Located in Omaha, Nebraska, Lauritzen Gardens is Omaha’s official arboretum and botanical garden center. As an arboretum and living museum, the botanical center features all-seasons plant displays and provides an urban garden oasis for the Omaha community.
History
The vision for Lauritzen Gardens dates back to 1980, an idea of former Omaha World-Herald Garden Parade columnist Helena Street. Official planning began two years later, with a committee selecting a site for the gardens on a bluff just west of the Missouri River. Construction on the facility’s first garden, the rose garden, began in 1995, with new garden areas added every subsequent year. Today, the site encompasses a 100-acre area near downtown Omaha, with many gardens visible from Interstate 80, and attracts more than 220,000 annual visitors. The gardens are privately funded and managed by a public-private partnership with the City of Omaha.
Gardens and Facilities
Dozens of gardens adorn the botanical center, with new gardens being added continuously.
Upon entrance, the Arrival and Parking Gardens feature colorful displays of annuals and perennials, along with the Tony and Mary Seina Family Gazebo, a fountain tribute to founder Helena Street, and several bronze statues. The gardens lead to the Visitor and Education Center, a 32,000-square-foot facility that is home to an educational center and the ConAgra Cafe, along with a horticultural library, gift shop, and floral display hall.
The Founder’s Garden was the first garden established at the center, constructed in 1993 as a collaboration with the Shady Choice Hosta Society. More than 50 varieties of hosta frame the gazebo and quiet reflection space, along with a vibrant spring garden and 150 other varieties of shade ferns and perennials. Other quiet reflection areas include the hillside Garden of Memories, featuring a 40-foot reflecting pool and several memorial tributes, and the Garden in the Glen, with a 300-foot stream winding through a shaded space filled with Japanese maple, astilbe, bleeding hearts, and a 30-year collection of locally-bred hostas.
The center’s four-acre Arboretum incorporates plants native to Nebraska’s oak hickory and maple linden forests, marsh and flood plain river margins, farmstead windbreak regions, prairies, and savannahs, and also serves as a natural sanctuary for the area’s migrating birds.

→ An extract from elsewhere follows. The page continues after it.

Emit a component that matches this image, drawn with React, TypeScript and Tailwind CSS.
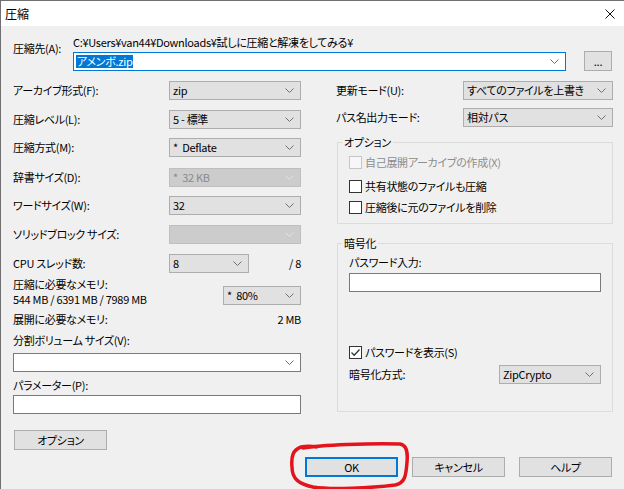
import React from 'react';

const Chevron = ({ disabled }: { disabled?: boolean }) => (
  <svg width="9" height="5" viewBox="0 0 9 5" className="shrink-0">
    <path d="M0.5 0.5 L4.5 4.5 L8.5 0.5" fill="none" stroke={disabled ? '#e2e2e2' : '#707070'} strokeWidth="1" />
  </svg>
);

const Select = ({
  value,
  className = '',
  disabled,
  editable,
}: {
  value?: string;
  className?: string;
  disabled?: boolean;
  editable?: boolean;
}) => (
  <div
    className={
      'h-[19px] border flex items-center justify-between pl-[3px] pr-[6px] ' +
      (editable
        ? 'bg-white border-[#7a7a7a] '
        : disabled
        ? 'bg-[#cccccc] border-[#bfbfbf] text-[#8a8a8a] '
        : 'bg-[#e1e1e1] border-[#adadad] ') +
      className
    }
  >
    <span className="whitespace-pre leading-none">{value}</span>
    <Chevron disabled={disabled} />
  </div>
);

const CheckBox = ({ label, checked, disabled }: { label: string; checked?: boolean; disabled?: boolean }) => (
  <div className="flex items-center h-[13px]">
    <div
      className={
        'w-[13px] h-[13px] border flex items-center justify-center ' +
        (disabled ? 'border-[#c6c6c6] bg-[#f7f7f7]' : 'border-[#333333] bg-white')
      }
    >
      {checked && (
        <svg width="11" height="11" viewBox="0 0 11 11">
          <path d="M1.5 5.5 L4.2 8.2 L9.5 2.5" fill="none" stroke="#333" strokeWidth="1.3" />
        </svg>
      )}
    </div>
    <span className={'ml-[3px] leading-none ' + (disabled ? 'text-[#8d8d8d]' : '')}>{label}</span>
  </div>
);

const Button = ({ label, className = '', primary }: { label: string; className?: string; primary?: boolean }) => (
  <div
    className={
      'h-[20px] w-[93px] flex items-center justify-center bg-[#e1e1e1] ' +
      (primary ? 'border-2 border-[#0078d7] ' : 'border border-[#adadad] ') +
      className
    }
  >
    {label}
  </div>
);

const Group = ({ title, className = '', children }: { title: string; className?: string; children: React.ReactNode }) => (
  <div className={'relative border border-[#dcdcdc] ' + className}>
    <span className="absolute -top-[8px] left-[4px] bg-[#f0f0f0] px-[2px] leading-[14px]">{title}</span>
    {children}
  </div>
);

const Row = ({ label, children, className = '' }: { label: string; children: React.ReactNode; className?: string }) => (
  <div className={'flex items-center justify-between h-[19px] ' + className}>
    <span className="leading-none">{label}</span>
    {children}
  </div>
);

export default function App() {
  return (
    <div className="relative w-[624px] h-[489px] overflow-hidden bg-[#f0f0f0] border-l border-t border-[#707070] text-black text-[11px] tracking-[-0.3px] font-['Noto_Sans_CJK_JP',sans-serif] [font-feature-settings:'palt']">
      {/* title bar */}
      <div className="h-[25px] bg-white flex items-center justify-between pl-[4px] pr-[9px]">
        <span className="leading-none text-[12px] tracking-normal">圧縮</span>
        <svg width="10" height="10" viewBox="0 0 10 10">
          <path d="M0.5 0.5 L9.5 9.5 M9.5 0.5 L0.5 9.5" stroke="#111" strokeWidth="1" />
        </svg>
      </div>

      <div className="pl-[12px] pr-[11px]">
        {/* destination */}
        <div className="flex pt-[9px]">
          <span className="w-[60px] mt-[6px] leading-[14px]">圧縮先(A):</span>
          <div className="flex-1 flex flex-col">
            <span className="leading-[14px] whitespace-nowrap">C:¥Users¥van44¥Downloads¥試しに圧縮と解凍をしてみる¥</span>
            <div className="mt-[2px] flex items-center">
              <div className="w-[493px] h-[19px] bg-white border border-[#0078d7] flex items-center justify-between pl-[2px] pr-[6px]">
                <span className="bg-[#0078d7] text-white leading-[13px] px-[1px]">アメンボ.zip</span>
                <Chevron />
              </div>
              <div className="ml-[18px] w-[28px] h-[20px] bg-[#e1e1e1] border border-[#adadad] flex items-center justify-center leading-none">
                ...
              </div>
            </div>
          </div>
        </div>

        <div className="flex mt-[10px]">
          {/* left column */}
          <div className="w-[288px] flex flex-col">
            <Row label="アーカイブ形式(F):">
              <Select value="zip" className="w-[132px]" />
            </Row>
            <Row label="圧縮レベル(L):" className="mt-[10px]">
              <Select value="5 - 標準" className="w-[132px]" />
            </Row>
            <Row label="圧縮方式(M):" className="mt-[9px]">
              <Select value="*  Deflate" className="w-[132px]" />
            </Row>
            <Row label="辞書サイズ(D):" className="mt-[11px]">
              <Select value="*  32 KB" disabled className="w-[132px]" />
            </Row>
            <Row label="ワードサイズ(W):" className="mt-[9px]">
              <Select value="32" className="w-[132px]" />
            </Row>
            <Row label="ソリッドブロック サイズ:" className="mt-[10px]">
              <Select value="" disabled className="w-[132px]" />
            </Row>
            <div className="mt-[10px] flex items-center h-[19px]">
              <span className="w-[156px] leading-none">CPU スレッド数:</span>
              <Select value="8" className="w-[80px]" />
              <span className="ml-auto leading-none">/ 8</span>
            </div>
            <div className="mt-[4px] flex items-start justify-between">
              <div className="flex flex-col">
                <span className="leading-[14px]">圧縮に必要なメモリ:</span>
                <span className="leading-[14px] mt-[1px]">544 MB / 6391 MB / 7989 MB</span>
              </div>
              <Select value="*  80%" className="w-[78px] mt-[9px]" />
            </div>
            <div className="mt-[6px] flex justify-between leading-[14px]">
              <span>展開に必要なメモリ:</span>
              <span>2 MB</span>
            </div>
            <span className="mt-[7px] leading-[14px]">分割ボリューム サイズ(V):</span>
            <Select editable className="mt-[6px] w-full" />
            <span className="mt-[6px] leading-[14px]">パラメーター(P):</span>
            <div className="mt-[3px] h-[19px] bg-white border border-[#7a7a7a]" />
            <Button label="オプション" className="mt-[16px] ml-[1px] h-[19px]" />
          </div>

          {/* right column */}
          <div className="ml-[35px] w-[277px] flex flex-col">
            <div className="flex items-center h-[19px]">
              <span className="w-[127px] leading-none">更新モード(U):</span>
              <Select value="すべてのファイルを上書き" className="w-[150px]" />
            </div>
            <div className="flex items-center h-[19px] mt-[8px]">
              <span className="w-[127px] leading-none">パス名出力モード:</span>
              <Select value="相対パス" className="w-[150px]" />
            </div>
            <Group title="オプション" className="mt-[15px] ml-[1px] h-[82px] pt-[13px] pl-[11px]">
              <CheckBox label="自己展開アーカイブの作成(X)" disabled />
              <div className="mt-[11px]">
                <CheckBox label="共有状態のファイルも圧縮" />
              </div>
              <div className="mt-[8px]">
                <CheckBox label="圧縮後に元のファイルを削除" />
              </div>
            </Group>
            <Group title="暗号化" className="mt-[19px] ml-[1px] h-[169px] pt-[11px] px-[11px] flex flex-col">
              <span className="leading-[14px]">パスワード入力:</span>
              <div className="mt-[4px] h-[19px] bg-white border border-[#7a7a7a]" />
              <div className="mt-[54px]">
                <CheckBox label="パスワードを表示(S)" checked />
              </div>
              <div className="mt-[6px] flex items-center justify-between h-[19px]">
                <span className="leading-none">暗号化方式:</span>
                <Select value="ZipCrypto" className="w-[102px]" />
              </div>
            </Group>
          </div>
        </div>

        {/* bottom buttons */}
        <div className="mt-[7px] mr-[1px] flex justify-end gap-[14px]">
          <Button label="OK" primary />
          <Button label="キャンセル" />
          <Button label="ヘルプ" />
        </div>
      </div>

      {/* red hand-drawn mark */}
      <svg className="absolute left-0 top-0 pointer-events-none" width="624" height="489" viewBox="0 0 624 489">
        <path
          d="M 302 447 C 320 444, 370 442, 399 443 C 406 444, 407 451, 406 461 C 405 475, 404 482, 394 484 C 370 487, 330 489, 312 486 C 298 483, 291 478, 291 466 C 290 455, 292 449, 300 446 C 305 445, 310 445, 316 446"
          fill="none"
          stroke="#e3141c"
          strokeWidth="3.5"
          strokeLinecap="round"
        />
      </svg>
    </div>
  );
}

Two sculptures, End of Day and Sunflowers, Snowbirds, and Lizards, decorate the arboretum’s planted grounds, which are still in the process of maturing.
Opened in 2014, the Marjorie K. Daugherty Conservatory is a 17,500-square-foot facility inspired by historical conservatory gardens. Situated at the entrance to a century-old bur oak forest, the conservatory features a 10-foot waterwall, a large Victoria water lily pond, and a gallery space for floral displays and special events. Outside the building, a ?-mile-long Woodland Trail takes visitors on a tour of the area’s natural flora.
Dedicated in 1997, the Robert H. Storz Family Rose Garden is a formally-designed garden featuring more than 2,000 plants. In addition to grandiflora, floribunda, hybrid tea, climbing, and shrub rose species, the garden also features an armillary sphere sundial centerpiece, designed by Nebraska artist Milt Heinrich. Just north of the rose garden, the hillside Model Railroad Garden uses structural elements such as leaves, twigs, bark, pinecones, and cinnamon sticks to create natural landscapes for an array of model train tracks. Created by Applied Imagination landscape designer Paul Busse, the garden’s seven model train lines wind past miniature replicas of Omaha landmarks, including St. Cecilia Cathedral and the old Union Station building.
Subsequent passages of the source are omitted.